His early encounter against Shu turned out badly, and he was forced to flee. After consulting with his generals, he planned a successful ambush against the Shu general Zhao Yun and duelled him for over 50 rounds. Unfortunately for Xiahou Mao, this victory was only temporary, as Shu generals Zhang Bao and Guan Xing both arrived with 10,000 troops to save Zhao Yun; Xiahou Mao's army was utterly routed by nightfall. Xiahou Mao escaped to Nan'an Commandery with just 100 horsemen. He managed to resist a siege for ten days until Zhuge Liang arrived and directed his efforts towards Tianshui Commandery. Cui Liang, a defeated Wei officer who was en route to Tianshui, offered Zhuge Liang to convince the governor of Nan'an, Yang Ling, to turn the city over. In fact, he had no such intention, instead telling Yang Ling what had taken place, and the two of them and Xiahou Mao attempted to lure the Shu army into the city and destroy them.

Zhuge Liang saw through the plot and turned it against them. Both Cui Liang and Yang Ling were slain by Zhang Bao and Guan Xing respectively, and Xiahou Mao was captured. He begged for his life and was released by Zhuge Liang on the condition that he convinces Jiang Wei to defect to Shu. In fact, Xiahou Mao was simply being played a fool, and was tricked into thinking that Jiang Wei had already defected.
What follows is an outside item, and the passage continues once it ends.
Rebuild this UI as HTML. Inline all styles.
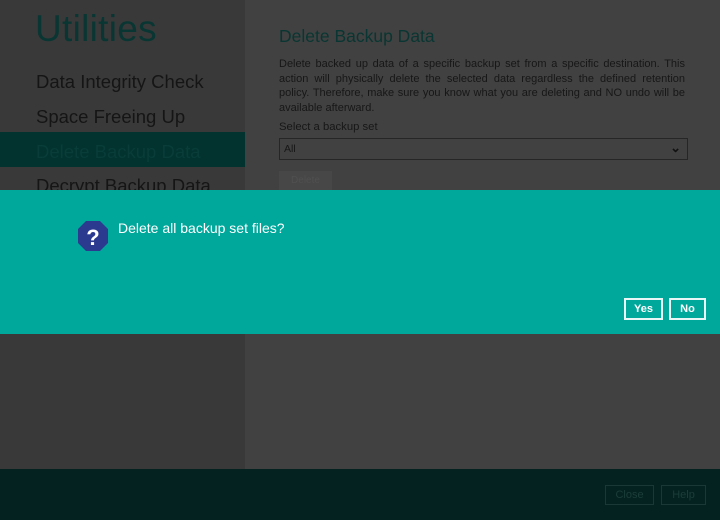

He went to Tianshui Commandery to meet Ma Zun (馬遵), the commandery's Administrator, and his false belief of Jiang Wei's defection was reinforced when a fake Jiang Wei led troops to attack Tianshui. He was driven off, and so was the real Jiang Wei when he came to Tianshui later. Due to the later defection of Jiang Wei and the betrayal of Liang Xu (梁緒) and Yin Shang (尹賞) (friends of Jiang Wei), Tianshui fell to Shu forces. Xiahou Mao fled with a few hundred loyalists and sought refuge with the Qiang tribes, and, staying true to his words, never returned.